Given exercise: Transcribe the listing that follows in full, omitting pictures.

Data:
Start

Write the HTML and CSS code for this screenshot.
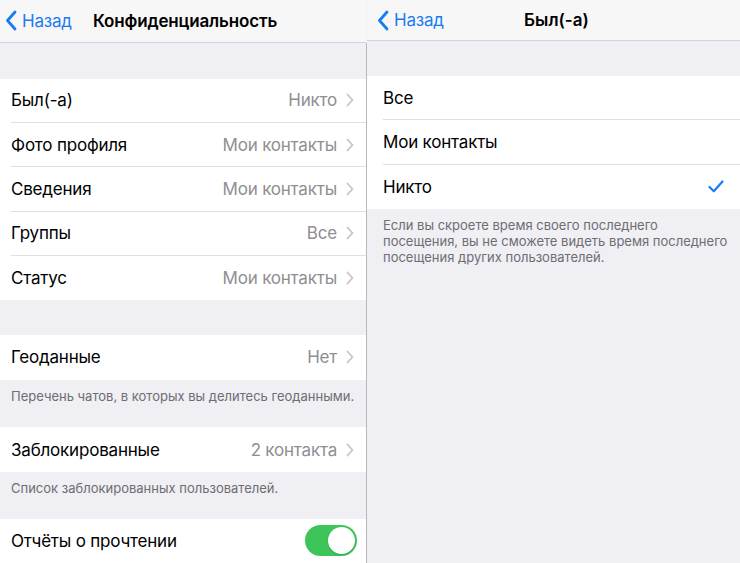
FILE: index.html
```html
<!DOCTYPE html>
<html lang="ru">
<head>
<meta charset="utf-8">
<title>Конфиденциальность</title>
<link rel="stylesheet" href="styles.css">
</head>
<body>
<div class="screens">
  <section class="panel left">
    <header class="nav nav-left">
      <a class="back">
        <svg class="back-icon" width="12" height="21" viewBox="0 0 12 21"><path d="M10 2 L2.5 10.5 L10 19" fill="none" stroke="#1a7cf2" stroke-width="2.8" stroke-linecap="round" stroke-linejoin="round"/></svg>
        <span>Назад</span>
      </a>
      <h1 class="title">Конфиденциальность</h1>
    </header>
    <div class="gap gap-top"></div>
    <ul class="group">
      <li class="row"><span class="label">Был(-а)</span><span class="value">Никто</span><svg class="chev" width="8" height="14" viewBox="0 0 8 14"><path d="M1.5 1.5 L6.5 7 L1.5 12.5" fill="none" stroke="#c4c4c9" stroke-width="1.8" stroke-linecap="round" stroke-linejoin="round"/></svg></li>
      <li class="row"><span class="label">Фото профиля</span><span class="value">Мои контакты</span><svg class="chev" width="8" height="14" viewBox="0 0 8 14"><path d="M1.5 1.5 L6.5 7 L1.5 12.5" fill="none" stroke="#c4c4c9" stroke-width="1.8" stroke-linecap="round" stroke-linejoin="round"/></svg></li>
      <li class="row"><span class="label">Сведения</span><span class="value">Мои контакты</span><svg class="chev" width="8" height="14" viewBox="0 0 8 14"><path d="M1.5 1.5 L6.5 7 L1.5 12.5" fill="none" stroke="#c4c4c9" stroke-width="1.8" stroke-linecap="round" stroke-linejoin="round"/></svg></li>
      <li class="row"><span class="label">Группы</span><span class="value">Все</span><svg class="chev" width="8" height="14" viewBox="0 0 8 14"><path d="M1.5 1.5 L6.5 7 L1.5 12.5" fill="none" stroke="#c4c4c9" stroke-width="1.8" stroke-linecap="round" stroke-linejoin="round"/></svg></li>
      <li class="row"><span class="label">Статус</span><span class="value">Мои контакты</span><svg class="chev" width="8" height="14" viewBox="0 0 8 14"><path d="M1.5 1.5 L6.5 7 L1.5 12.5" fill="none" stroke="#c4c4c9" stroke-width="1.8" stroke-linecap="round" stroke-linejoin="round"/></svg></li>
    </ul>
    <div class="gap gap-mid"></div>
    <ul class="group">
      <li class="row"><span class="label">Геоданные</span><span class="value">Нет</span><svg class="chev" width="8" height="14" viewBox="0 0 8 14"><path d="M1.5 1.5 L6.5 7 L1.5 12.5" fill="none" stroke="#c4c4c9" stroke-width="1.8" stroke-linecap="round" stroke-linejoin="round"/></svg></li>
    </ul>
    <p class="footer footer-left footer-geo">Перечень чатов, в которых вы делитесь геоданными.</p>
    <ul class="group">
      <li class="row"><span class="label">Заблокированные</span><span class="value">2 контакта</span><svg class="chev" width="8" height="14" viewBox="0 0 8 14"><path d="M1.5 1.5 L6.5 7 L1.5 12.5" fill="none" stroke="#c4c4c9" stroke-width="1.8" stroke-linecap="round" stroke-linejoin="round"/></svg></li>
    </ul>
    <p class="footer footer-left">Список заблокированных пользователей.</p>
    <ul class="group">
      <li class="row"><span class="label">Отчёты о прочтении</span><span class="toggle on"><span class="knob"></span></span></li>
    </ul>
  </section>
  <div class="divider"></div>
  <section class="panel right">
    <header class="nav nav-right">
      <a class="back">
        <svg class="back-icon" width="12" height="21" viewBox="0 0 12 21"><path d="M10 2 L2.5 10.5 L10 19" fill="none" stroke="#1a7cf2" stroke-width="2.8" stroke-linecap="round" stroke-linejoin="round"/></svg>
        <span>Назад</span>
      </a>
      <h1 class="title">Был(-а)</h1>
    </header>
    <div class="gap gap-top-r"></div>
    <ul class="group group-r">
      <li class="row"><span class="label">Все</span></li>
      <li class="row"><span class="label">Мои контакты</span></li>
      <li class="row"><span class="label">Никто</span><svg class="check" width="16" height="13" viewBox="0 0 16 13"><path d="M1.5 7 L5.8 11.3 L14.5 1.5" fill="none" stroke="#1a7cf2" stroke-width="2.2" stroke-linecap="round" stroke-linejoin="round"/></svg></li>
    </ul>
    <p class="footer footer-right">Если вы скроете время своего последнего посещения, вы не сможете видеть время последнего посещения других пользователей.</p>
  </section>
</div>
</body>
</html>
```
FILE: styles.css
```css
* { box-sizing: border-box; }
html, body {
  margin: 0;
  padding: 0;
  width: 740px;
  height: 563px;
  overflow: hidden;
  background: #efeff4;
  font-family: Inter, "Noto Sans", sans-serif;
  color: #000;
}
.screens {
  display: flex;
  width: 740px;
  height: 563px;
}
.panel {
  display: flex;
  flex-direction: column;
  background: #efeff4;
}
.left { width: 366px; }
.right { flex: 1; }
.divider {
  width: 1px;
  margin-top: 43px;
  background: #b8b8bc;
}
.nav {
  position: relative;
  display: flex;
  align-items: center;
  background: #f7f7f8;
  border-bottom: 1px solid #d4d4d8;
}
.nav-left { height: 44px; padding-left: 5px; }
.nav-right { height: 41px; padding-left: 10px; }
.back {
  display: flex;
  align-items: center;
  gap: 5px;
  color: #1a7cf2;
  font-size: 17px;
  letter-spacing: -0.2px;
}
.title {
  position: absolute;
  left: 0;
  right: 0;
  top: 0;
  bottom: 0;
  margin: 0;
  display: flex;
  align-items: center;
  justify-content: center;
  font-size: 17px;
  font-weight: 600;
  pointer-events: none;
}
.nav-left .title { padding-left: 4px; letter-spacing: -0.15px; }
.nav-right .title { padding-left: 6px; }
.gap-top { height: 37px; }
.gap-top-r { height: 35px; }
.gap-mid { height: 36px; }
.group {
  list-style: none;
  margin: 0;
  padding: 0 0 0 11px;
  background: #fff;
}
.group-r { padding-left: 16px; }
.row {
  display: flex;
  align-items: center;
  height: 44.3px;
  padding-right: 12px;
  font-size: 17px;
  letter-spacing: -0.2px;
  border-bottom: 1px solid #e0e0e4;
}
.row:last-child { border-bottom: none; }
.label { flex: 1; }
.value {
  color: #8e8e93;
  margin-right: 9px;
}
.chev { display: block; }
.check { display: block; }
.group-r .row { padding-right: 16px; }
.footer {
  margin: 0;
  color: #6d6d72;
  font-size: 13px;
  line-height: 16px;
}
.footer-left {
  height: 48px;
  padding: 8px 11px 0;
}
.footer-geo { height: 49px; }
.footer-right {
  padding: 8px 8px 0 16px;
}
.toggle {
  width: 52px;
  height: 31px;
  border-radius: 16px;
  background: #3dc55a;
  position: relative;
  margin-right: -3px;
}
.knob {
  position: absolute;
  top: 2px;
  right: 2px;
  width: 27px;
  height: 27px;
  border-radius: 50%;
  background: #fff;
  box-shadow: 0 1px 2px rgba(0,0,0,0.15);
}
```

End

Reply to the task:
Write the HTML and CSS code for this screenshot.
FILE: index.html
```html
<!DOCTYPE html>
<html lang="ru">
<head>
<meta charset="utf-8">
<title>Конфиденциальность</title>
<link rel="stylesheet" href="styles.css">
</head>
<body>
<div class="screens">
  <section class="panel left">
    <header class="nav nav-left">
      <a class="back">
        <svg class="back-icon" width="12" height="21" viewBox="0 0 12 21"><path d="M10 2 L2.5 10.5 L10 19" fill="none" stroke="#1a7cf2" stroke-width="2.8" stroke-linecap="round" stroke-linejoin="round"/></svg>
        <span>Назад</span>
      </a>
      <h1 class="title">Конфиденциальность</h1>
    </header>
    <div class="gap gap-top"></div>
    <ul class="group">
      <li class="row"><span class="label">Был(-а)</span><span class="value">Никто</span><svg class="chev" width="8" height="14" viewBox="0 0 8 14"><path d="M1.5 1.5 L6.5 7 L1.5 12.5" fill="none" stroke="#c4c4c9" stroke-width="1.8" stroke-linecap="round" stroke-linejoin="round"/></svg></li>
      <li class="row"><span class="label">Фото профиля</span><span class="value">Мои контакты</span><svg class="chev" width="8" height="14" viewBox="0 0 8 14"><path d="M1.5 1.5 L6.5 7 L1.5 12.5" fill="none" stroke="#c4c4c9" stroke-width="1.8" stroke-linecap="round" stroke-linejoin="round"/></svg></li>
      <li class="row"><span class="label">Сведения</span><span class="value">Мои контакты</span><svg class="chev" width="8" height="14" viewBox="0 0 8 14"><path d="M1.5 1.5 L6.5 7 L1.5 12.5" fill="none" stroke="#c4c4c9" stroke-width="1.8" stroke-linecap="round" stroke-linejoin="round"/></svg></li>
      <li class="row"><span class="label">Группы</span><span class="value">Все</span><svg class="chev" width="8" height="14" viewBox="0 0 8 14"><path d="M1.5 1.5 L6.5 7 L1.5 12.5" fill="none" stroke="#c4c4c9" stroke-width="1.8" stroke-linecap="round" stroke-linejoin="round"/></svg></li>
      <li class="row"><span class="label">Статус</span><span class="value">Мои контакты</span><svg class="chev" width="8" height="14" viewBox="0 0 8 14"><path d="M1.5 1.5 L6.5 7 L1.5 12.5" fill="none" stroke="#c4c4c9" stroke-width="1.8" stroke-linecap="round" stroke-linejoin="round"/></svg></li>
    </ul>
    <div class="gap gap-mid"></div>
    <ul class="group">
      <li class="row"><span class="label">Геоданные</span><span class="value">Нет</span><svg class="chev" width="8" height="14" viewBox="0 0 8 14"><path d="M1.5 1.5 L6.5 7 L1.5 12.5" fill="none" stroke="#c4c4c9" stroke-width="1.8" stroke-linecap="round" stroke-linejoin="round"/></svg></li>
    </ul>
    <p class="footer footer-left footer-geo">Перечень чатов, в которых вы делитесь геоданными.</p>
    <ul class="group">
      <li class="row"><span class="label">Заблокированные</span><span class="value">2 контакта</span><svg class="chev" width="8" height="14" viewBox="0 0 8 14"><path d="M1.5 1.5 L6.5 7 L1.5 12.5" fill="none" stroke="#c4c4c9" stroke-width="1.8" stroke-linecap="round" stroke-linejoin="round"/></svg></li>
    </ul>
    <p class="footer footer-left">Список заблокированных пользователей.</p>
    <ul class="group">
      <li class="row"><span class="label">Отчёты о прочтении</span><span class="toggle on"><span class="knob"></span></span></li>
    </ul>
  </section>
  <div class="divider"></div>
  <section class="panel right">
    <header class="nav nav-right">
      <a class="back">
        <svg class="back-icon" width="12" height="21" viewBox="0 0 12 21"><path d="M10 2 L2.5 10.5 L10 19" fill="none" stroke="#1a7cf2" stroke-width="2.8" stroke-linecap="round" stroke-linejoin="round"/></svg>
        <span>Назад</span>
      </a>
      <h1 class="title">Был(-а)</h1>
    </header>
    <div class="gap gap-top-r"></div>
    <ul class="group group-r">
      <li class="row"><span class="label">Все</span></li>
      <li class="row"><span class="label">Мои контакты</span></li>
      <li class="row"><span class="label">Никто</span><svg class="check" width="16" height="13" viewBox="0 0 16 13"><path d="M1.5 7 L5.8 11.3 L14.5 1.5" fill="none" stroke="#1a7cf2" stroke-width="2.2" stroke-linecap="round" stroke-linejoin="round"/></svg></li>
    </ul>
    <p class="footer footer-right">Если вы скроете время своего последнего посещения, вы не сможете видеть время последнего посещения других пользователей.</p>
  </section>
</div>
</body>
</html>
```
FILE: styles.css
```css
* { box-sizing: border-box; }
html, body {
  margin: 0;
  padding: 0;
  width: 740px;
  height: 563px;
  overflow: hidden;
  background: #efeff4;
  font-family: Inter, "Noto Sans", sans-serif;
  color: #000;
}
.screens {
  display: flex;
  width: 740px;
  height: 563px;
}
.panel {
  display: flex;
  flex-direction: column;
  background: #efeff4;
}
.left { width: 366px; }
.right { flex: 1; }
.divider {
  width: 1px;
  margin-top: 43px;
  background: #b8b8bc;
}
.nav {
  position: relative;
  display: flex;
  align-items: center;
  background: #f7f7f8;
  border-bottom: 1px solid #d4d4d8;
}
.nav-left { height: 44px; padding-left: 5px; }
.nav-right { height: 41px; padding-left: 10px; }
.back {
  display: flex;
  align-items: center;
  gap: 5px;
  color: #1a7cf2;
  font-size: 17px;
  letter-spacing: -0.2px;
}
.title {
  position: absolute;
  left: 0;
  right: 0;
  top: 0;
  bottom: 0;
  margin: 0;
  display: flex;
  align-items: center;
  justify-content: center;
  font-size: 17px;
  font-weight: 600;
  pointer-events: none;
}
.nav-left .title { padding-left: 4px; letter-spacing: -0.15px; }
.nav-right .title { padding-left: 6px; }
.gap-top { height: 37px; }
.gap-top-r { height: 35px; }
.gap-mid { height: 36px; }
.group {
  list-style: none;
  margin: 0;
  padding: 0 0 0 11px;
  background: #fff;
}
.group-r { padding-left: 16px; }
.row {
  display: flex;
  align-items: center;
  height: 44.3px;
  padding-right: 12px;
  font-size: 17px;
  letter-spacing: -0.2px;
  border-bottom: 1px solid #e0e0e4;
}
.row:last-child { border-bottom: none; }
.label { flex: 1; }
.value {
  color: #8e8e93;
  margin-right: 9px;
}
.chev { display: block; }
.check { display: block; }
.group-r .row { padding-right: 16px; }
.footer {
  margin: 0;
  color: #6d6d72;
  font-size: 13px;
  line-height: 16px;
}
.footer-left {
  height: 48px;
  padding: 8px 11px 0;
}
.footer-geo { height: 49px; }
.footer-right {
  padding: 8px 8px 0 16px;
}
.toggle {
  width: 52px;
  height: 31px;
  border-radius: 16px;
  background: #3dc55a;
  position: relative;
  margin-right: -3px;
}
.knob {
  position: absolute;
  top: 2px;
  right: 2px;
  width: 27px;
  height: 27px;
  border-radius: 50%;
  background: #fff;
  box-shadow: 0 1px 2px rgba(0,0,0,0.15);
}
```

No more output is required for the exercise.